April 14, 1912 - a waif of a titanic

titanic, would you board her? Photo Credit: Lindsay Anne Black

In April 14, 1912 two actor/dancers (Patrick Conner and Matthew Romantini) play the Marconi officers on board the Titanic– it is a time before cell phones, before even ship-to-shore telephones – anything that needs to be said to someone not on board the ship must flow through these two conduits of communication, as a result they become custodians of the most intimate and prosaic messages: “I love you”, or “I forgot to water the geraniums”.

The third actor/dancer, Lucy Rupert, plays the doomed ship herself and therein (perhaps) lays a flaw in conception. The story of the Titanic – as we all know it – is the juxtaposition of the giddy hubris of the “unsinkable ship” and the nobility of the human spirit exemplified by the band continuing to play as the ship goes down. With their take, Theare Rusticle was hard pressed to deliver on this juxtaposition and considering it's so embedded in the story... well that’s something that’s hard to blow. Tragedy and nobility are human events; what we feel, we feel for the people involved. We marvel at the capacities of the human spirit for compassion, courage, and joy; we feel pity or fear based on our recognition of the human in the story. In April 14,1912, Theatre Rusticle anthropomorphizes the Titanic, and asks us to invest in the ship through the woman who portrays it. I for one found it hard to make that investment. I see no inherent greatness in the ship – a monument to engineering and capitalist greed (the tower of Babel comes to mind), and without the common perception of greatness, the catharsis of pity will not be achieved.

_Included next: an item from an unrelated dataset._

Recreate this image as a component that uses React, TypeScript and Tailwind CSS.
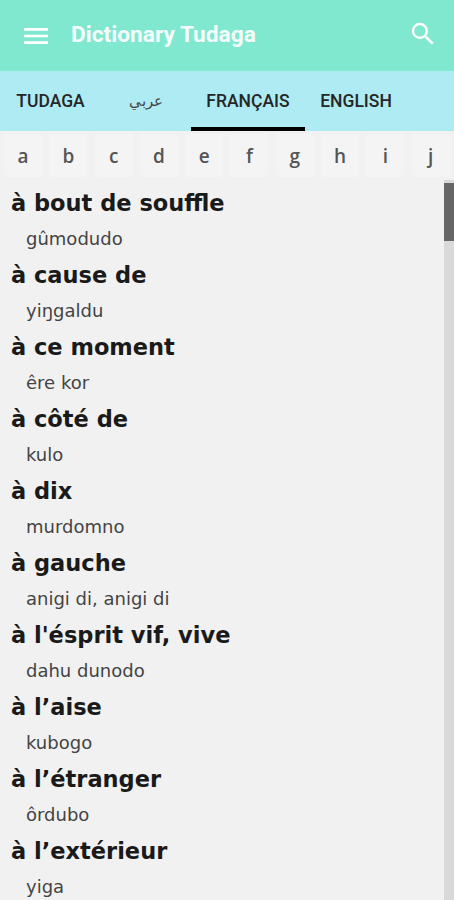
import { MdMenu, MdSearch } from 'react-icons/md'

const tabs = [
  { name: 'TUDAGA', width: 'w-[101px]' },
  { name: 'عربي', width: 'w-[90px]', arabic: true },
  { name: 'FRANÇAIS', width: 'w-[114px]', active: true },
  { name: 'ENGLISH', width: 'w-[102px]' },
]

const letters = ['a', 'b', 'c', 'd', 'e', 'f', 'g', 'h', 'i', 'j']

const words = [
  { fr: 'à bout de souffle', tu: 'gûmodudo' },
  { fr: 'à cause de', tu: 'yiŋgaldu' },
  { fr: 'à ce moment', tu: 'êre kor' },
  { fr: 'à côté de', tu: 'kulo' },
  { fr: 'à dix', tu: 'murdomno' },
  { fr: 'à gauche', tu: 'anigi di, anigi di' },
  { fr: "à l'ésprit vif, vive", tu: 'dahu dunodo' },
  { fr: 'à l’aise', tu: 'kubogo' },
  { fr: 'à l’étranger', tu: 'ôrdubo' },
  { fr: 'à l’extérieur', tu: 'yiga' },
]

export default function App() {
  return (
    <div className="h-[900px] w-[454px] overflow-hidden bg-[#f1f1f1] flex flex-col">
      {/* Header */}
      <header className="h-[71px] shrink-0 bg-[#80e8cf] flex items-center pl-[20px] pr-[16px] text-white">
        <MdMenu className="h-[32px] w-[32px] shrink-0" />
        <h1 className="ml-[19px] flex-1 font-['Roboto',sans-serif] text-[22.7px] font-bold text-[#f4fdfb]">Dictionary Tudaga</h1>
        <MdSearch className="h-[30px] w-[30px] -mt-[3px] shrink-0" />
      </header>

      {/* Tabs */}
      <nav className="h-[60px] shrink-0 bg-[#aeebf3] flex">
        {tabs.map((tab) => (
          <div
            key={tab.name}
            className={`${tab.width} flex items-center justify-center font-['Roboto',sans-serif] ${
              tab.arabic ? 'text-[15px] font-normal text-[#444444]' : 'text-[17.5px] font-medium text-[#262626]'
            } ${tab.active ? 'border-b-[4px] border-black pt-[4px]' : ''}`}
          >
            {tab.name}
          </div>
        ))}
      </nav>

      {/* Alphabet */}
      <div className="h-[49px] shrink-0 flex gap-[7.3px] pl-[4px] pt-[3px] overflow-hidden">
        {letters.map((letter) => (
          <div
            key={letter}
            className="h-[43px] w-[38px] shrink-0 rounded-[3px] bg-[#f4f4f4] pt-[2px] flex items-center justify-center font-['Open_Sans',sans-serif] text-[19px] font-semibold text-[#555555]"
          >
            {letter}
          </div>
        ))}
      </div>

      {/* Word list */}
      <div className="flex-1 flex min-h-0">
        <ul className="flex-1 pl-[11px] font-['DejaVu_Sans',sans-serif]">
          {words.map((word) => (
            <li key={word.fr} className="h-[72px]">
              <div className="h-[46px] pt-[5px] text-[22.5px] leading-[36px] font-bold text-[#1a1a1a]">{word.fr}</div>
              <div className="pl-[15px] text-[18px] leading-[26px] text-[#444444]">{word.tu}</div>
            </li>
          ))}
        </ul>
        <div className="w-[10px] shrink-0 bg-[#d9d9d9] pt-[3px]">
          <div className="h-[58px] bg-[#666666]" />
        </div>
      </div>
    </div>
  )
}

A couple of quibbles: if I were to try to portray the Titanic as a person (look at the name – ‘Titan?’), I think someone physically large and stolid might be more appropriate than the lithe and sprightly nymph that we see – after all, in theory, the ship was not nimble enough to steer around icebergs but was strong enough to withstand collisions with them. Which leads to the plastic lump upstage centre (iceberg, I presume). It is not beautiful, it is not artistic (yes, it evokes “iceberg, but it is a wincing recognition on our part) and it is not functional (the ship never runs into it) – so why is it there?

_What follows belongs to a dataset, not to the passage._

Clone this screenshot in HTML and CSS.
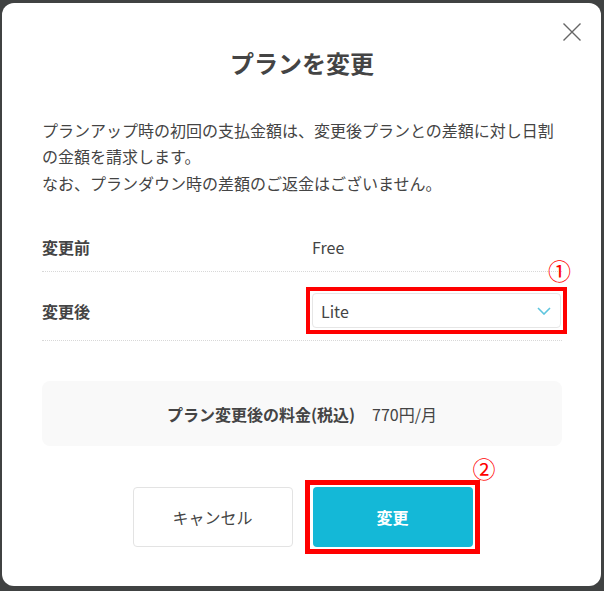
FILE: index.html
```html
<html>
<head>
    <link rel="stylesheet" href="styles.css">
</head>
<body>
    <div class="modal">
        <button class="close-button" aria-label="閉じる">
            <svg width="18" height="18" viewBox="0 0 18 18"><path d="M0.5 0.5L17.5 17.5M17.5 0.5L0.5 17.5" stroke="#666" stroke-width="1.4" fill="none"/></svg>
        </button>

        <h2 class="modal-title">プランを変更</h2>

        <p class="notice">プランアップ時の初回の支払金額は、変更後プランとの差額に対し日割の金額を請求します。<br>なお、プランダウン時の差額のご返金はございません。</p>

        <div class="plan-table">
            <div class="plan-row first">
                <div class="plan-label">変更前</div>
                <div class="plan-value">Free</div>
            </div>
            <div class="plan-row second">
                <div class="plan-label">変更後</div>
                <div class="plan-value">
                    <div class="select-wrap">
                        <div class="select-box">
                            <span>Lite</span>
                            <svg width="14" height="8" viewBox="0 0 14 8"><path d="M1 1L7 7L13 1" stroke="#5ec5de" stroke-width="1.6" fill="none"/></svg>
                        </div>
                        <div class="mark-box"></div>
                        <span class="mark-num one">①</span>
                    </div>
                </div>
            </div>
        </div>

        <div class="price-box">
            <span class="price-label">プラン変更後の料金(税込)</span>
            <span class="price-value">770円/月</span>
        </div>

        <div class="modal-buttons">
            <button class="btn btn-cancel">キャンセル</button>
            <div class="btn-wrap">
                <button class="btn btn-submit">変更</button>
                <div class="mark-box big"></div>
                <span class="mark-num two">②</span>
            </div>
        </div>
    </div>
</body>
</html>
```

FILE: styles.css
```css
body {
    margin: 0;
    background-color: #404242;
    font-family: "Noto Sans CJK JP", "Noto Sans", sans-serif;
    color: #444;
}

.modal {
    position: relative;
    box-sizing: border-box;
    width: 599px;
    height: 583px;
    margin: 3px 0 0 2px;
    padding: 43px 39px 0 40px;
    background-color: #fff;
    border-radius: 12px;
}

.close-button {
    position: absolute;
    top: 20px;
    left: 561px;
    width: 18px;
    height: 18px;
    padding: 0;
    border: none;
    background: transparent;
    cursor: pointer;
}

.close-button svg {
    display: block;
}

.modal-title {
    margin: 0;
    font-size: 24px;
    line-height: 34px;
    font-weight: bold;
    text-align: center;
    color: #444;
}

.notice {
    margin: 37px 0 0;
    font-size: 16px;
    line-height: 26.4px;
}

.plan-table {
    margin-top: 20px;
}

.plan-row {
    display: flex;
    align-items: center;
    border-bottom: 1px dotted #d8d8d8;
    font-size: 16px;
    line-height: 24px;
}

.plan-row.first {
    padding: 19px 0 12px;
}

.plan-row.second {
    padding: 21px 0 12px;
}

.plan-label {
    width: 270px;
    font-weight: bold;
}

.plan-value {
    flex: 1;
}

.select-wrap {
    position: relative;
    width: 249px;
}

.select-box {
    box-sizing: border-box;
    display: flex;
    align-items: center;
    justify-content: space-between;
    height: 35px;
    padding: 0 9px 0 8px;
    border: 1px solid #e6e6e6;
    border-radius: 4px;
}

.select-box svg {
    display: block;
}

.mark-box {
    position: absolute;
    top: -6px;
    left: -6px;
    right: -6px;
    bottom: -6px;
    border: 4px solid #f00;
    pointer-events: none;
}

.mark-box.big {
    top: -7px;
    left: -8px;
    right: -7px;
    bottom: -7px;
    border-width: 5px;
}

.mark-num {
    position: absolute;
    font-size: 23px;
    line-height: 23px;
    color: #f00;
}

.mark-num.one {
    top: -34px;
    left: 236px;
}

.mark-num.two {
    top: -30px;
    left: 160px;
}

.price-box {
    display: flex;
    align-items: center;
    justify-content: center;
    gap: 17px;
    height: 65px;
    margin-top: 40px;
    background-color: #f9f9f9;
    border-radius: 8px;
    font-size: 16px;
}

.price-label {
    font-weight: bold;
}

.modal-buttons {
    display: flex;
    justify-content: center;
    gap: 20px;
    margin-top: 41px;
    padding-left: 1px;
}

.btn-wrap {
    position: relative;
}

.btn {
    display: block;
    width: 160px;
    height: 60px;
    border-radius: 4px;
    font-family: "Noto Sans CJK JP", "Noto Sans", sans-serif;
    font-size: 16px;
    cursor: pointer;
}

.btn-cancel {
    background-color: #fff;
    border: 1px solid #e3e3e3;
    color: #444;
}

.btn-submit {
    background-color: #14b8d7;
    border: none;
    color: #fff;
    font-weight: bold;
}
```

I imagine that the combination of dance/movement theatre/text is designed to open up poetic possibilities and, as with all poetry, economy and juxtaposition are the tools of the form. The question remains: are we more moved by the inclusion of the dance than we would be by words alone? Here’s the way I see it: if you removed the words – mostly transcripts from 2nd Officer Harold Bride’s testimony at the enquiry – the remaining movement would be hollow and inscrutable; remove the dance and we would still get most of the impact of the piece (it should be added that the selection of music also carries a lot of emotional power).

All that said there is still great potential in the story of the Titanic. There is also poetic potential in the enforced terseness of the telegram as a method of communication and the discretion required of those charged to transmit them. Ultimately, one can’t help but be nostalgic for that time when people helped each into lifeboats and the band played on to keep up the spirits of those poor, doomed souls – acts of courageous selflessness. 2nd Marconi Officer Bride does remark on the nobility of the actions of the band and his fellow Marconi Officer, who continued to send the SOS and map coordinates long after the ship’s Captain had ordered “every man for himself”. We are finally drawn in to a time steeped in tradition, when faith ruled, and decorum and chivalry were valuable attributes – and, perhaps fittingly, it is the more traditional theatrical attributes of text, voice and actor that bring us there.